Le Printemps des quais ou l'histoire en BD d'un film marseillais longtemps interdit
Sur la couverture, Paul Carpita, ou plutôt son double dessiné par Olivier Thomas, regarde fièrement le lecteur, caméra posée sur l'épaule et derrière lui une foule qui l'admire et l'entoure. En fond, le port de Marseille, cadre géographique et politique du Rendez-vous des quais, film signé par Carpita et oeuvre collective dont le destin funeste a valu à l'instituteur et cinéaste une célébrité tardive et méritée. En effet, ce film réalisé pendant la grande grève des dockers dans les années 50 est un cas unique dans l'histoire du cinéma : outre qu'il mêle des images documentaires et des scènes de fiction, ce film a été interdit et ses bobines saisies dès ses premières diffusions.
Pour les censeurs, les scènes parfois réelles d'opposition entre dockers et CRS sur les quais du port constituent "une menace pour l'ordre public". "Il faut se souvenir que Marseille est à la fois la tête de pont du plan marshall en Europe et l'endroit où les troupes embarquent pour aller combattre notamment en Indochine", note Pascal Génot sur notre plateau. Le film subit une "interdiction totale" en 1955. Il restera dans les oubliettes du cinéma et de la République pendant 35 ans. "Cas de censure rarissime, même à l'époque".
Du film à l'homme
Déjà à l'oeuvre dans la réalisation de la trilogie Sans Pitié (Emmanuel Proust éditions), Bruno Pradelle, Pascal Génot et Olivier Thomas ont reformé leur trio pour raconter avec précision et tendresse l'histoire de cet homme, de ce film et de cette foule d'ouvriers, d'artisans, d'instituteurs qui ont rendu l'aventure possible. "Au départ, nous avions l'intention de proposer une adaptation du film en BD, raconte Pascal Génot, coscénariste.
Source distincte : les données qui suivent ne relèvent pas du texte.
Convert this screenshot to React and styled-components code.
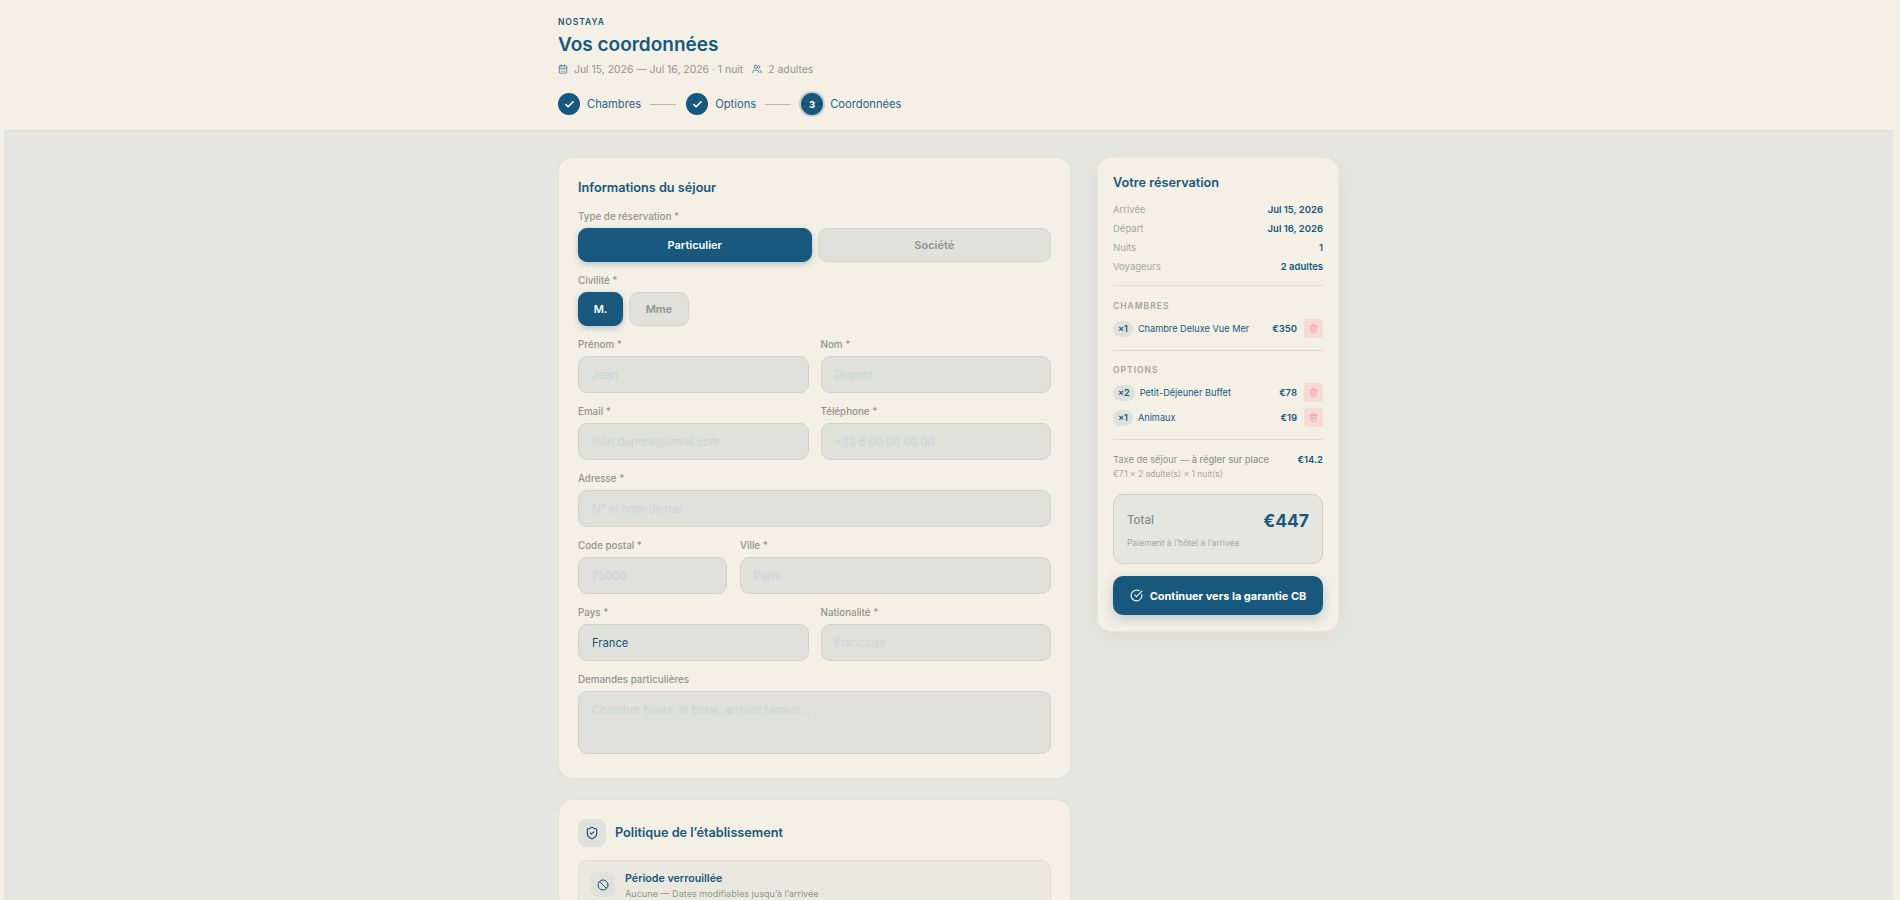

Mais les éditeurs que nous avions contactés doutaient un peu de l'intérêt de la chose puisque le film existait".
En revanche, la rencontre avec Paul et Maguy Carpita s'avère décisive. "En sortant de chez eux, on s'est dit que c'était leur histoire qu'il fallait raconter", reprend Pascal Génot. A l'époque, en 2008, Le couple de cinéastes est en retraite depuis peu dans leur maison de Château-Gombert. Ils ouvrent leurs mémoires et leurs archives et donnent le point de départ de cette aventure éditoriale. Suivant la démarche de Paul Carpita, les auteurs ont pris soin d'être les plus fidèles possibles à la reconstitution historique en mêlant çà et là des éléments fictionnels souvent tirés des films de Carpita lui-même.
Le Printemps des quais est constamment inspiré par ce lien de respect et d'admiration envers Carpita lui-même et son engagement tant artistique que militant. On trouve ce même souci du respect dans la parfaite reconstitution historique du Marseille des années 50 sous le pinceau d'Olivier Thomas. L'album offre un cahier documentaire qui permet de mieux comprendre cette histoire singulière du cinéma marseillais.
Le printemps des quais, éditions Quadrants par Pascal Génot, Bruno Pradelle et Olivier Thomas.